Elon Musk: Doing to congress what he does to tesla drivers: trapping us inside and setting us on fire. Max Frost via the hellsite. Cartoon via Mike Luckovich on Threads.

With so much chaos this morning in Washington, D.C., I don’t know where to focus.

Government shutdown looms, blares CNN unless that’s changed since I last hit Refresh.

Kate Riga at TPM wonders just where “on the spectrum of incompetence to malice” the incoming Trump II administration will land.

It appears Donald Trump has ceded the presidency to, in NewsHoundEllen’s view, a “likely illegal immigrant.
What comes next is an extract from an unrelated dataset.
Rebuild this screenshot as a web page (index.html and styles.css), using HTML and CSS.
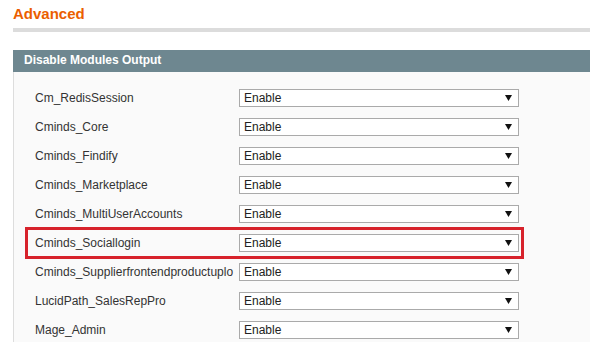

David Rothkopf wonders how a great nation functions with three presidents at once. The official president is “currently MIA. Our president-elect has been acting since the first week of November like he has already taken office, meanwhile, but has also effectively appointed a shadow president in Elon Musk, who appears to be the one of the three with the most clout right now.”

The rule of law is going on holiday except for punishing them what’s done Trump wrong:

U.S. District Judge Tanya Chutkan says she has often reassured police officers traumatized by the violence of Jan. 6, 2021, that “the rule of law still applies.”

But as President-elect Donald Trump — once a defendant in Chutkan’s very court — prepares to retake the White House and pardon many Jan. 6 perpetrators, Chutkan now says, “I’m not sure I can do that very convincingly these days.”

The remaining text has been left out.